Soft power scholars (yes, they exist, probably in cardigans) argue the franchise functions as a pacifier for late-capitalist anxiety. While gig-economy drivers in Jakarta queue for petrol, they can stream the Earl fretting about entail and feel momentarily superior: at least their inheritance isn’t legally tied to a cousin they’ve never met. Climate activists in Berlin binge the Christmas special to convince themselves that burning ten cords of yule logs was once aspirational rather than criminal. Even the metaverse has caught the bug: a Korean start-up is building a VR Downton where users can curtsy to NPC aristocrats for blockchain-verified social credit. One shudders to imagine the micro-transaction required for a duke to remember your name.
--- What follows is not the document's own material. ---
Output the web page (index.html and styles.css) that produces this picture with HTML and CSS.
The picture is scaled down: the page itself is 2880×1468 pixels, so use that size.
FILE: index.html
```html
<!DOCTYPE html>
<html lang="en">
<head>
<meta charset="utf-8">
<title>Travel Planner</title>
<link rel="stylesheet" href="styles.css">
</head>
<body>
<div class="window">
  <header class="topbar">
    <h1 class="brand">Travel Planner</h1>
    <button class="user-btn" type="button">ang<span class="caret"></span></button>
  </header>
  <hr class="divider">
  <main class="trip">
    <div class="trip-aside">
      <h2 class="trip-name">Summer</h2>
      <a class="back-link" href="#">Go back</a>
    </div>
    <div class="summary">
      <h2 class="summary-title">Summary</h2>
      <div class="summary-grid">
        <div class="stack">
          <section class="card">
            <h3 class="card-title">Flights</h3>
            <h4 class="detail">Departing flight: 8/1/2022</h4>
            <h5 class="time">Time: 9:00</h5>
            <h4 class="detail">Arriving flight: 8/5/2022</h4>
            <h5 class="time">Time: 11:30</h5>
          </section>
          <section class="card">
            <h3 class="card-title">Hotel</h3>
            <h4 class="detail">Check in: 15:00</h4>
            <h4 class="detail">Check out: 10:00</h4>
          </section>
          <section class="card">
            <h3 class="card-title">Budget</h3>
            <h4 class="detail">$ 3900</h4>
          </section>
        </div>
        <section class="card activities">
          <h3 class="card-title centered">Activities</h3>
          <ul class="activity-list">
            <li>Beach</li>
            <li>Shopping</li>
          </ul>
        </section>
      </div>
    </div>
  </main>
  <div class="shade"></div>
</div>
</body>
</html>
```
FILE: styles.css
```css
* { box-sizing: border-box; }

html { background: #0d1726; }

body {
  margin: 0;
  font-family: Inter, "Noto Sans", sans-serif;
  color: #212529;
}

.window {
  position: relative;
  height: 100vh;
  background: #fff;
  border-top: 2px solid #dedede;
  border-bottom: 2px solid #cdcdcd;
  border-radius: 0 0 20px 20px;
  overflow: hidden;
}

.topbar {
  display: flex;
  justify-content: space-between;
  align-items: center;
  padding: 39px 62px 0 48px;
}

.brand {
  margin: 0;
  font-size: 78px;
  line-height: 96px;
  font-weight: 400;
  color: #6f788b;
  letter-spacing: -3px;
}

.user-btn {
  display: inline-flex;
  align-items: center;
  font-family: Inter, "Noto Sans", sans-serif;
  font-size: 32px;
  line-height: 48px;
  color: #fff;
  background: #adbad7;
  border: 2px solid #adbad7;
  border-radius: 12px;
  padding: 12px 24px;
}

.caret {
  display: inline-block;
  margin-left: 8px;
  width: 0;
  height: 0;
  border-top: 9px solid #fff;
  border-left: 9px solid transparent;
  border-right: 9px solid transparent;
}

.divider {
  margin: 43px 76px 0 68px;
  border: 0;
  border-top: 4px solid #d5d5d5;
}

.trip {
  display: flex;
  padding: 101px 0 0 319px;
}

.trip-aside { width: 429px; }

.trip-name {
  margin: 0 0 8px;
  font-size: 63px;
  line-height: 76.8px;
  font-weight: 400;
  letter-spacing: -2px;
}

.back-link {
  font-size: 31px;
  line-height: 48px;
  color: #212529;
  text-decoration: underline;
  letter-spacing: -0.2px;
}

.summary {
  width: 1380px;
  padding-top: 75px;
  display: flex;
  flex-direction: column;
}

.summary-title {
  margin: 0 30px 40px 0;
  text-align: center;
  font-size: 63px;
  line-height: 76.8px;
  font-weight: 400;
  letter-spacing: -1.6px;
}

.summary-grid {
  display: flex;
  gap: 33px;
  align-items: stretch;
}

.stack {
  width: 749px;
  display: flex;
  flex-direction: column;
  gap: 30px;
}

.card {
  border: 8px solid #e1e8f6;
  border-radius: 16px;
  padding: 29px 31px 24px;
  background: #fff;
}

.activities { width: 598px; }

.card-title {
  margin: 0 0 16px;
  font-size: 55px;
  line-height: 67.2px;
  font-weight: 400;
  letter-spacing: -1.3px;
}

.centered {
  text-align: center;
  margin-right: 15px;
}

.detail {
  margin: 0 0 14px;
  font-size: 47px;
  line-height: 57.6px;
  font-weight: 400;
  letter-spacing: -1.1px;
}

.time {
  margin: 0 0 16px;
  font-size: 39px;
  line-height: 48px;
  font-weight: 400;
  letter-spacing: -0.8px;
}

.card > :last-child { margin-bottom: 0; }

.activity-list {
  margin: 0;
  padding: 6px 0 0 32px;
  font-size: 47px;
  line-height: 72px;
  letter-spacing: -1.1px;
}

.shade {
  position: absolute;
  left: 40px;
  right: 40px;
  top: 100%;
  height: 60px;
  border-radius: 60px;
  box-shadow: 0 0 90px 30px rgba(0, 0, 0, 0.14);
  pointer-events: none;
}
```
And yet, beneath the mahogany veneer, the show delivers a bleakly universal truth: hierarchy is the cockroach of human organisation. Swap corsets for corporate lanyards, footmen for unpaid interns, and the same pecking order persists—only the cutlery changes. Fellowes, a Tory peer himself, has essentially gifted the world a 50-hour masterclass in how to aestheticise your own subjugation. Viewers from Buenos Aires to Bangkok finish an episode, sigh at the injustice, then immediately Google where to buy Mrs Patmore’s pudding basin. Stockholm Syndrome, but with better lighting.
So as the Dowager Countess might mutter between withering one-liners, globalisation is merely imperialism with a polite RSVP. Downton Abbey didn’t end with the credits; it metastasised into a transnational coping mechanism, a plush red velvet security blanket we collectively pull over our heads while the actual abbey—this pale blue dot—continues its slow fiscal and environmental collapse. We are all downstairs now, polishing the silverware of a burning world and pretending the smoke is just the Earl’s after-dinner cigar. Chin-chin.